Part Attention Mechanism

The unique feature of Ultra3D is Part Attention, which performs attention computation independently within each semantically consistent part group. This mechanism replaces the traditional full attention computation and partitions attention tasks to align with geometric borders. Part Attention respects semantic structures and improves computational efficiency by avoiding redundant calculations across semantically unrelated parts.

Figure 1: Experiments on different attention mechanisms reveal that fixed 3D Window Attention often misaligns with semantic boundaries, causing style inconsistencies, which Part Attention solves.

Framework and Pipeline

The pipeline consists of two stages: sparse voxel generation via the VecSet representation and refinement using per-voxel latent generation. By using a scalable part annotation pipeline, Ultra3D efficiently converts raw meshes into part-labeled sparse voxels.

Sparse Voxel Generation: The initial stage employs VecSet for a compact 3D representation to produce a coarse mesh, which is then voxelized. This process significantly reduces token count, minimizing the computational footprint.
Sparse Latent Generation: In the refinement stage, Ultra3D applies Part Attention to enhance efficiency while preserving semantic coherence, enabling high-resolution generation without full global attention.
Figure 2: Ultra3D’s pipeline involves generating a sparse voxel layout via VecSet and refining it with per-voxel latent generation, core to which is Part Attention.

Results and Comparisons

Ultra3D demonstrates superior performance and efficiency in comparison with state-of-the-art methods. Qualitative results indicate enhanced visual fidelity and richer surface details. Moreover, Part Attention delivers generation quality comparable to full global attention while significantly cutting down computational cost.

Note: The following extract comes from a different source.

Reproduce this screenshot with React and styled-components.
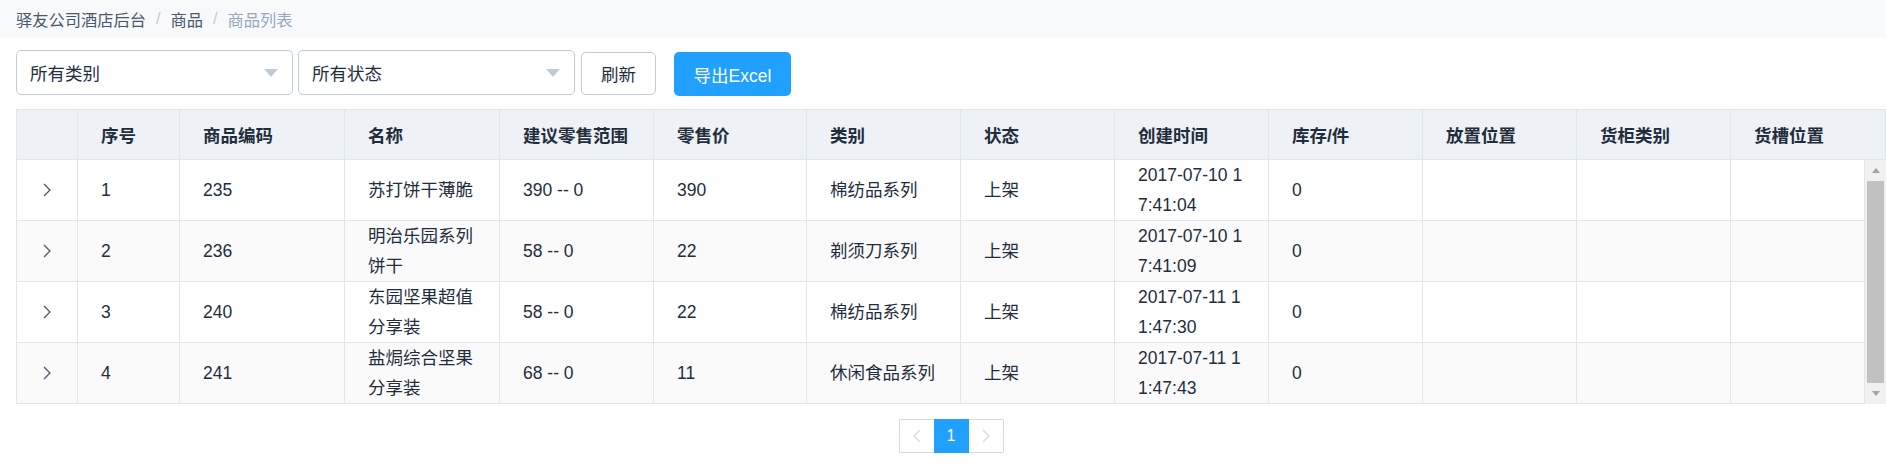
import React from "react";
import styled, { createGlobalStyle } from "styled-components";

const GlobalStyle = createGlobalStyle`
  html, body {
    margin: 0;
    padding: 0;
    background: #fff;
  }
  body {
    font-family: "Liberation Sans", "Noto Sans CJK SC", sans-serif;
    color: #1f2d3d;
  }
  * {
    box-sizing: border-box;
  }
`;

const COLUMNS = "61px 102px 165px 155px 154px 153px 154px 154px 154px 154px 154px 154px 1fr";

const headers = [
  "",
  "序号",
  "商品编码",
  "名称",
  "建议零售范围",
  "零售价",
  "类别",
  "状态",
  "创建时间",
  "库存/件",
  "放置位置",
  "货柜类别",
  "货槽位置",
];

const rows = [
  ["1", "235", "苏打饼干薄脆", "390 -- 0", "390", "棉纺品系列", "上架", "2017-07-10 17:41:04", "0"],
  ["2", "236", "明治乐园系列饼干", "58 -- 0", "22", "剃须刀系列", "上架", "2017-07-10 17:41:09", "0"],
  ["3", "240", "东园坚果超值分享装", "58 -- 0", "22", "棉纺品系列", "上架", "2017-07-11 11:47:30", "0"],
  ["4", "241", "盐焗综合坚果分享装", "68 -- 0", "11", "休闲食品系列", "上架", "2017-07-11 11:47:43", "0"],
];

const Chevron = ({ left, color = "#48576a" }) => (
  <svg width="8" height="14" viewBox="0 0 8 14">
    <polyline
      points={left ? "7,1 1,7 7,13" : "1,1 7,7 1,13"}
      fill="none"
      stroke={color}
      strokeWidth="1.3"
    />
  </svg>
);

const App = () => {
  return (
    <>
      <GlobalStyle />
      <Breadcrumb>
        <Crumb>驿友公司酒店后台</Crumb>
        <Separator>/</Separator>
        <Crumb>商品</Crumb>
        <Separator>/</Separator>
        <Crumb $last>商品列表</Crumb>
      </Breadcrumb>

      <Content>
        <Toolbar>
          <Select>
            <span>所有类别</span>
            <Caret />
          </Select>
          <Select>
            <span>所有状态</span>
            <Caret />
          </Select>
          <Button>刷新</Button>
          <PrimaryButton>导出Excel</PrimaryButton>
        </Toolbar>

        <Table>
          <HeaderRow>
            {headers.map((h, i) => (
              <HeadCell key={i}>{h}</HeadCell>
            ))}
          </HeaderRow>
          <BodyWrap>
            <Rows>
              {rows.map((r, i) => (
                <Row key={i} $striped={i % 2 === 1}>
                  <Cell $center>
                    <Chevron />
                  </Cell>
                  {r.map((c, j) => (
                    <Cell key={j}>{c}</Cell>
                  ))}
                  <Cell />
                  <Cell />
                  <Cell />
                </Row>
              ))}
            </Rows>
            <ScrollBar>
              <ScrollArrow>
                <ArrowUp />
              </ScrollArrow>
              <Thumb />
              <ScrollArrow>
                <ArrowDown />
              </ScrollArrow>
            </ScrollBar>
          </BodyWrap>
        </Table>

        <Pagination>
          <PageButton $disabled>
            <Chevron left color="#d1dbe5" />
          </PageButton>
          <PageButton $active>1</PageButton>
          <PageButton $disabled>
            <Chevron color="#d1dbe5" />
          </PageButton>
        </Pagination>
      </Content>
    </>
  );
};

const Breadcrumb = styled.div`
  height: 37px;
  background: #f8f9fb;
  display: flex;
  align-items: center;
  padding: 0 16px;
  font-size: 16.25px;
`;

const Crumb = styled.span`
  color: ${(p) => (p.$last ? "#97a8be" : "#48576a")};
`;

const Separator = styled.span`
  color: #bfcbd9;
  margin: 0 10px;
`;

const Content = styled.div`
  padding: 13px 0 0 16px;
`;

const Toolbar = styled.div`
  display: flex;
  align-items: flex-start;
  height: 45px;
`;

const Select = styled.div`
  width: 277px;
  height: 45px;
  border: 1px solid #bfcbd9;
  border-radius: 5px;
  display: flex;
  align-items: center;
  justify-content: space-between;
  padding: 0 14px 0 13px;
  font-size: 17.5px;
  color: #1f2d3d;
  background: #fff;
  & + & {
    margin-left: 5px;
  }
`;

const Caret = styled.span`
  width: 0;
  height: 0;
  border-left: 7px solid transparent;
  border-right: 7px solid transparent;
  border-top: 8px solid #bfcbd9;
`;

const Button = styled.div`
  margin: 2px 0 0 6px;
  width: 75px;
  height: 43px;
  border: 1px solid #bfcbd9;
  border-radius: 5px;
  display: flex;
  align-items: center;
  justify-content: center;
  font-size: 17.5px;
  color: #1f2d3d;
  background: #fff;
`;

const PrimaryButton = styled.div`
  margin: 2px 0 0 18px;
  width: 117px;
  height: 44px;
  border-radius: 5px;
  background: #20a0ff;
  color: #fff;
  display: flex;
  align-items: center;
  justify-content: center;
  font-size: 17.5px;
`;

const Table = styled.div`
  margin-top: 14px;
  border-left: 1px solid #dfe6ec;
  border-top: 1px solid #dfe6ec;
`;

const HeaderRow = styled.div`
  display: grid;
  grid-template-columns: ${COLUMNS};
  background: #eef1f6;
`;

const HeadCell = styled.div`
  height: 50px;
  border-right: 1px solid #dfe6ec;
  border-bottom: 1px solid #dfe6ec;
  display: flex;
  align-items: center;
  padding: 0 22px 0 23px;
  font-size: 17.5px;
  font-weight: bold;
  color: #1f2d3d;
  white-space: nowrap;
`;

const BodyWrap = styled.div`
  display: flex;
`;

const Rows = styled.div`
  flex: 1;
`;

const Row = styled.div`
  display: grid;
  grid-template-columns: ${COLUMNS};
  background: ${(p) => (p.$striped ? "#fafafa" : "#fff")};
`;

const Cell = styled.div`
  min-height: 61px;
  border-right: 1px solid #dfe6ec;
  border-bottom: 1px solid #dfe6ec;
  display: flex;
  align-items: center;
  justify-content: ${(p) => (p.$center ? "center" : "flex-start")};
  padding: ${(p) => (p.$center ? "0" : "0 22px 0 23px")};
  font-size: 17.5px;
  line-height: 30px;
  color: #1f2d3d;
  word-break: break-all;
`;

const ScrollBar = styled.div`
  width: 21px;
  background: #f1f1f1;
  display: flex;
  flex-direction: column;
`;

const ScrollArrow = styled.div`
  height: 21px;
  display: flex;
  align-items: center;
  justify-content: center;
`;

const ArrowUp = styled.span`
  width: 0;
  height: 0;
  border-left: 4.5px solid transparent;
  border-right: 4.5px solid transparent;
  border-bottom: 5px solid #a3a3a3;
`;

const ArrowDown = styled.span`
  width: 0;
  height: 0;
  border-left: 4.5px solid transparent;
  border-right: 4.5px solid transparent;
  border-top: 5px solid #a3a3a3;
`;

const Thumb = styled.div`
  flex: 1;
  margin: 0 2px;
  background: #c1c1c1;
`;

const Pagination = styled.div`
  display: flex;
  justify-content: center;
  margin-top: 15px;
`;

const PageButton = styled.div`
  width: 35px;
  height: 34px;
  display: flex;
  align-items: center;
  justify-content: center;
  font-size: 16px;
  background: ${(p) => (p.$active ? "#20a0ff" : "#fff")};
  color: ${(p) => (p.$active ? "#fff" : "#48576a")};
  border-top: 1px solid ${(p) => (p.$active ? "#20a0ff" : "#d1dbe5")};
  border-bottom: 1px solid ${(p) => (p.$active ? "#20a0ff" : "#d1dbe5")};
  &:first-child {
    border-left: 1px solid #d1dbe5;
    border-radius: 2px 0 0 2px;
  }
  &:last-child {
    border-right: 1px solid #d1dbe5;
    border-radius: 0 2px 2px 0;
  }
`;

export default App;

Figure 3: Ultra3D produces higher fidelity and richer surface details compared to prior methods, aligning closely with input images.

Implications and Future Directions

The introduction of Part Attention marks a significant advancement in sparse voxel-based 3D generation, addressing key efficiency challenges. Ultra3D's capacity to scale to high resolutions with reduced computational demands holds promise for applications in gaming, AR/VR, and other domains requiring intricate 3D content creation. Future research may explore extending Part Attention to more complex geometric structures or integrating it with emerging 3D dataset annotations to further refine 3D modeling capabilities.

Conclusion

Ultra3D sets a new benchmark for 3D generation, combining efficiency and high fidelity through novel attention mechanisms. The framework not only advances state-of-the-art performance but also opens avenues for scalable and semantically consistent 3D modeling, essential for the evolving demands of digital content creation.